As such, no surprise the first girl I met who gently cracked through my shell became a very intense semi-requited crush that dragged on for a long time. Fortunately, I had the sense to commit to our friendship first and stick to it as she ended up marrying a mutual best friend. I love them both dearly, and I think we all handled that pretty well.
Curiously, I didn't have any male teachers until fifth grade in elementary, and even in high school it tended to vary by field. Men tended to teach science, women tended to teach english, and math and foreign languages were kind of a toss up.
Interesting! My experience exactly, apart from no 'pairing'.
I'm not sure why you seem to be under the impression that I think that misogyny doesn't involve interpersonal behaviour.
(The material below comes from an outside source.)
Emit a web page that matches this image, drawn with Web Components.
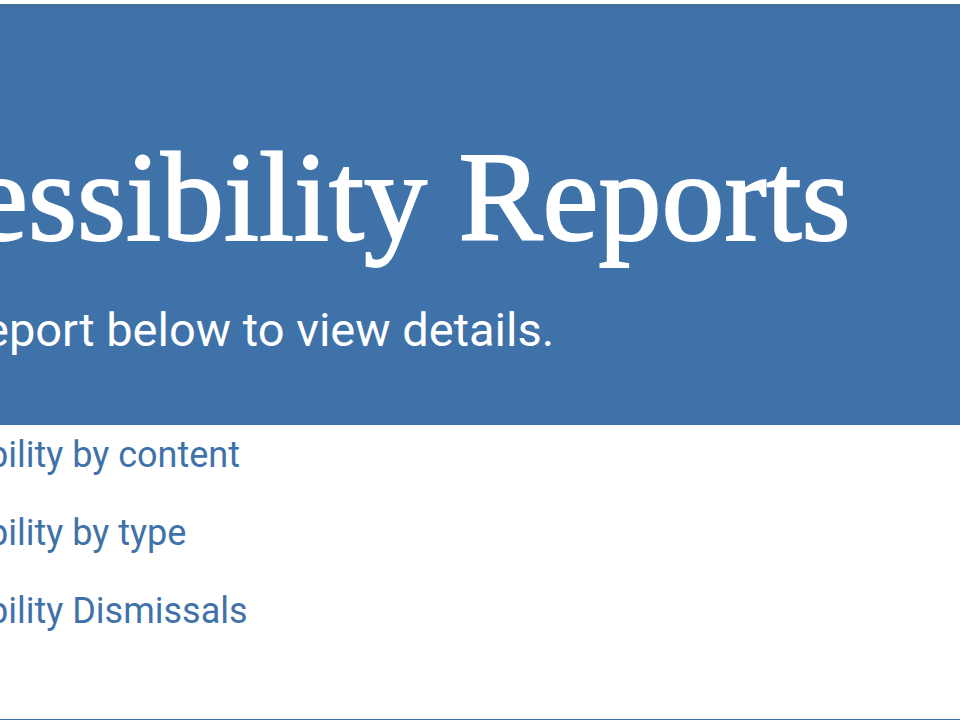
<!DOCTYPE html>
<html lang="en">
<head>
<meta charset="utf-8">
<title>Accessibility Reports</title>
<style>
  body { margin: 0; background: #fff; overflow-x: hidden; }
</style>
</head>
<body>
<reports-page>
  <report-hero>
    <span slot="title">essibility Reports</span>
    <span slot="lead">eport below to view details.</span>
  </report-hero>
  <report-list>
    <report-link href="#content">bility by content</report-link>
    <report-link href="#type">bility by type</report-link>
    <report-link href="#dismissals">bility Dismissals</report-link>
  </report-list>
</reports-page>

<template id="page">
  <style>
    :host {
      --blue: #3f72a9;
      display: block;
      padding-top: 4px;
      font-family: Roboto, "Liberation Sans", sans-serif;
    }
  </style>
  <main><slot></slot></main>
</template>

<template id="hero">
  <style>
    :host { display: block; padding: 120px 0 59px; background: var(--blue); border-top: 2px solid #456d99; color: #fff; overflow: hidden; }
    h1, p { margin: 0; white-space: nowrap; }
    h1 { margin-left: -28px; font: 400 126px/144px "Liberation Serif", serif; -webkit-text-stroke: 2px #fff; }
    p { margin: 24px 0 0 -16px; font-size: 47px; line-height: 72px; }
  </style>
  <h1><slot name="title"></slot></h1>
  <p><slot name="lead"></slot></p>
</template>

<template id="list">
  <style>
    :host { display: block; padding-bottom: 78px; border-bottom: 1px solid var(--blue); }
    nav { display: flex; flex-direction: column; align-items: flex-start; gap: 18px; }
  </style>
  <nav aria-label="Reports"><slot></slot></nav>
</template>

<template id="link">
  <style>
    :host { display: block; }
    a { display: block; margin-left: -12px; color: var(--blue); font-size: 36px; line-height: 60px; text-decoration: none; white-space: nowrap; }
    a:hover { text-decoration: underline; }
  </style>
  <a><slot></slot></a>
</template>

<script>
  class TemplateElement extends HTMLElement {
    constructor() {
      super();
      const template = document.getElementById(this.constructor.template);
      this.attachShadow({ mode: "open" }).append(template.content.cloneNode(true));
    }
  }
  class ReportsPage extends TemplateElement { static template = "page"; }
  class ReportHero extends TemplateElement { static template = "hero"; }
  class ReportList extends TemplateElement { static template = "list"; }
  class ReportLink extends TemplateElement {
    static template = "link";
    connectedCallback() {
      this.shadowRoot.querySelector("a").href = this.getAttribute("href");
    }
  }
  customElements.define("reports-page", ReportsPage);
  customElements.define("report-hero", ReportHero);
  customElements.define("report-list", ReportList);
  customElements.define("report-link", ReportLink);
</script>
</body>
</html>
Obviously misogyny does result in treating women badly at an interpersonal level too.
Misandry and misogyny are mutually exclusive forms of oppression - it's not ontologically possible for both to exist at an institutional level. Women cannot oppress men in the same way that gay people cannot oppress straight people. Women can discriminate against men individually, but that's not the same thing as oppression. Misogyny is to sexism what white supremacy is to racism. It's the specific structural outworking of it. Furthermore, misandry was coined by men's rights activists to discuss how feminism was oppressive to men - it's a term inherently linked to an opposition to feminism.